No. 615: Kensington Road, SW7
Kensington Road, London, SW7. Photo © Roger Dean 2012
London Shadows – George Godwin, 1854:
The explorer of the Fleet [River] will find a street closely abutting upon it, on the east side of which are dense masses of buildings thickly populated: he will not fail to note the entrance to Frying Pan Alley; this way is exactly two feet six inches wide, and say twenty feet long: there would not be room to get a full-sized coffin out of this court without turning it on its edge. At the end of this narrow passage is a long line of squalid houses running in sharp perspective; little turnings, wherein are dustbins and other matters, lead to similar courts and alleys,- ‘Rose Alley’, which
‘By any other name would smell as sweet,’
‘Pear Tree Court,’ ‘Broad Court,’ etc., which sadly belie their names. The greater number of these houses are occupied by costermongers, and the various articles of traffic and animals required in the trade are lodged in the lower story. It would be difficult to give a complete notion of the dirty appearance of those courts and their inhabitants. On the opposite side of the way, after passing under an archway, we come to a special scene of wreck and neglect.
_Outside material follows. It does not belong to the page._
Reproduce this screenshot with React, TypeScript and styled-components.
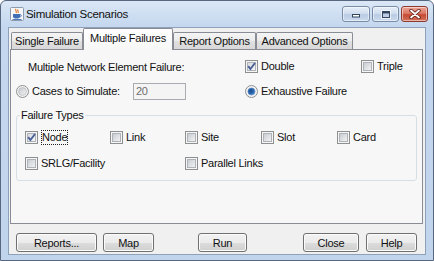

Few would suppose that these dilapidated buildings were inhabited, and that too in the midst of winter, by human beings. In some parts the glass and framing have been entirely removed, and vain attempts made to stop out the wind and snow by sacking and other matter. The basement is occupied by donkeys and dogs. In one of the rooms we found a very old Irish woman (who said she was more than fivescore years of age), crouching over a little fire; her son, a man about thirty years of age, lives with her. There was no bedstead or other furniture in the room; the ceiling was cracked and rotten, and the window destroyed. The rent of this room is is 6d. per week.